### Short task
Look through the data below. Pick out the lines holding the string "this".

### Extracted entries
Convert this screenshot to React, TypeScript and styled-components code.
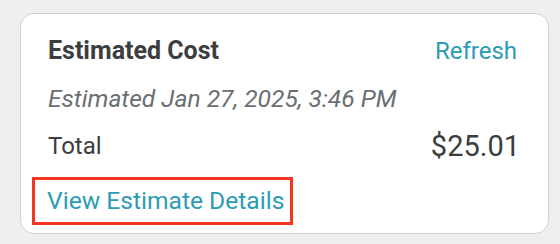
import styled, { createGlobalStyle } from "styled-components";

const GlobalStyle = createGlobalStyle`
  html, body {
    margin: 0;
    padding: 0;
    background: #efefef;
  }
  body {
    font-family: Roboto, "Liberation Sans", sans-serif;
  }
`;

const Page = styled.div`
  padding: 13px 11px 10px 20px;
`;

const Card = styled.div`
  width: 529px;
  box-sizing: border-box;
  background: #ffffff;
  border: 1px solid #d2d2d2;
  border-radius: 14px;
  padding: 22.5px 31px 8px 27px;
  display: flex;
  flex-direction: column;
`;

const Row = styled.div`
  display: flex;
  justify-content: space-between;
  align-items: baseline;
`;

const Title = styled.h2`
  margin: 0;
  font-size: 25px;
  line-height: 28px;
  font-weight: 700;
  color: #3b3d3e;
`;

const LinkButton = styled.button<{ $size?: number }>`
  border: none;
  background: none;
  padding: 0;
  font-family: inherit;
  font-size: ${(p) => p.$size ?? 24}px;
  line-height: 28px;
  color: #2c9cb6;
  cursor: pointer;
`;

const Timestamp = styled.div`
  margin-top: 20px;
  font-size: 24.6px;
  line-height: 28px;
  font-style: italic;
  color: #6a6f72;
`;

const TotalRow = styled(Row)`
  margin-top: 16px;
  align-items: center;
  height: 34px;
`;

const Label = styled.span`
  font-size: 24px;
  line-height: 28px;
  color: #3b3d3e;
`;

const Amount = styled.span`
  font-size: 29px;
  line-height: 34px;
  margin-right: -3px;
  color: #3b3d3e;
`;

const Highlight = styled.div`
  align-self: flex-start;
  margin: 14px 0 0 -16px;
  border: 3px solid #f2361f;
  padding: 7px 6px 7px 12px;
`;

export default function App() {
  return (
    <Page>
      <GlobalStyle />
      <Card>
        <Row>
          <Title>Estimated Cost</Title>
          <LinkButton>Refresh</LinkButton>
        </Row>
        <Timestamp>Estimated Jan 27, 2025, 3:46 PM</Timestamp>
        <TotalRow>
          <Label>Total</Label>
          <Amount>$25.01</Amount>
        </TotalRow>
        <Highlight>
          <LinkButton $size={24.6}>View Estimate Details</LinkButton>
        </Highlight>
      </Card>
    </Page>
  );
}
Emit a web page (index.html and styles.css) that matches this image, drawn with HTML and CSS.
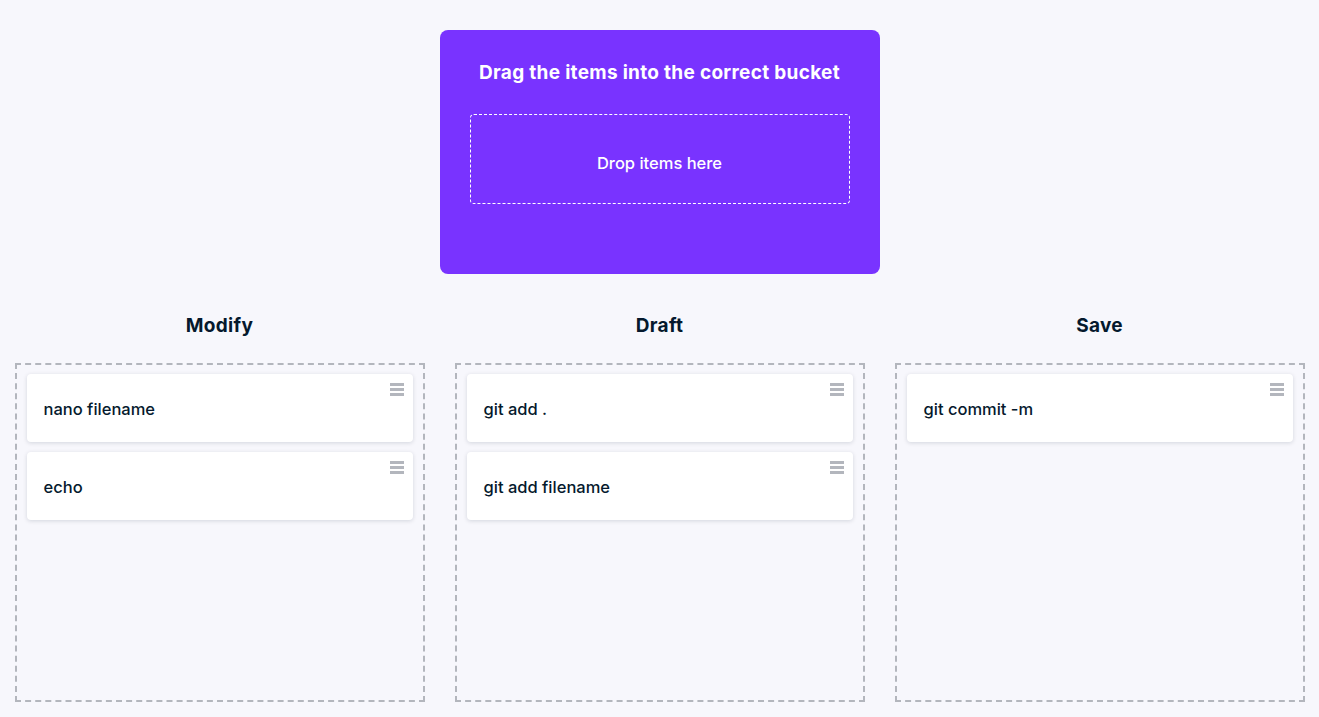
FILE: index.html
```html
<!DOCTYPE html>
<html>
<head>
<meta charset="utf-8">
<link rel="stylesheet" href="styles.css">
</head>
<body>
<div class="page">
  <div class="prompt">
    <h1 class="prompt-title">Drag the items into the correct bucket</h1>
    <div class="dropzone">Drop items here</div>
  </div>
  <div class="columns">
    <div class="column">
      <h2 class="col-title">Modify</h2>
      <div class="bucket">
        <div class="item"><span>nano filename</span><span class="grip"><i></i><i></i><i></i></span></div>
        <div class="item"><span>echo</span><span class="grip"><i></i><i></i><i></i></span></div>
      </div>
    </div>
    <div class="column">
      <h2 class="col-title">Draft</h2>
      <div class="bucket">
        <div class="item"><span>git add .</span><span class="grip"><i></i><i></i><i></i></span></div>
        <div class="item"><span>git add filename</span><span class="grip"><i></i><i></i><i></i></span></div>
      </div>
    </div>
    <div class="column">
      <h2 class="col-title">Save</h2>
      <div class="bucket">
        <div class="item"><span>git commit -m</span><span class="grip"><i></i><i></i><i></i></span></div>
      </div>
    </div>
  </div>
</div>
</body>
</html>
```
FILE: styles.css
```css
* { box-sizing: border-box; }
html, body { margin: 0; padding: 0; }
body {
  background: #f7f7fc;
  font-family: "Inter", "Open Sans", sans-serif;
  color: #05192d;
}
.page {
  padding-top: 30px;
  display: flex;
  flex-direction: column;
  align-items: center;
}
.prompt {
  width: 440px;
  height: 244px;
  background: #7933ff;
  border-radius: 8px;
  padding: 31px 30px 0;
  display: flex;
  flex-direction: column;
  align-items: center;
}
.prompt-title {
  margin: 0;
  color: #fff;
  font-size: 19px;
  font-weight: 700;
  line-height: 24px;
  letter-spacing: 0.3px;
  white-space: nowrap;
}
.dropzone {
  margin-top: 29px;
  width: 380px;
  height: 90px;
  border: 1px dashed #fff;
  border-radius: 4px;
  padding-top: 8px;
  display: flex;
  align-items: center;
  justify-content: center;
  color: #fff;
  font-size: 16.5px;
  font-weight: 500;
}
.columns {
  margin-top: 39px;
  display: flex;
  gap: 30px;
  justify-content: center;
}
.column {
  width: 410px;
  display: flex;
  flex-direction: column;
}
.col-title {
  margin: 1px 0 25px;
  text-align: center;
  font-size: 19px;
  font-weight: 700;
  line-height: 24px;
  letter-spacing: 0.3px;
}
.bucket {
  height: 339px;
  border: 2px dashed #b3b6bd;
  padding: 9px 10px;
  display: flex;
  flex-direction: column;
  gap: 10px;
}
.item {
  height: 68px;
  background: #fff;
  border-radius: 4px;
  box-shadow: 0 1px 4px rgba(5, 25, 45, 0.15);
  padding: 2px 17px 0;
  display: flex;
  align-items: center;
  font-size: 16.5px;
  font-weight: 500;
  position: relative;
}
.grip {
  position: absolute;
  top: 9px;
  right: 9px;
  width: 14px;
  display: flex;
  flex-direction: column;
  gap: 2px;
}
.grip i {
  display: block;
  height: 3px;
  background: #b3b6bd;
}
```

### Expected output
Convert this screenshot to React, TypeScript and styled-components code.
Emit a web page (index.html and styles.css) that matches this image, drawn with HTML and CSS.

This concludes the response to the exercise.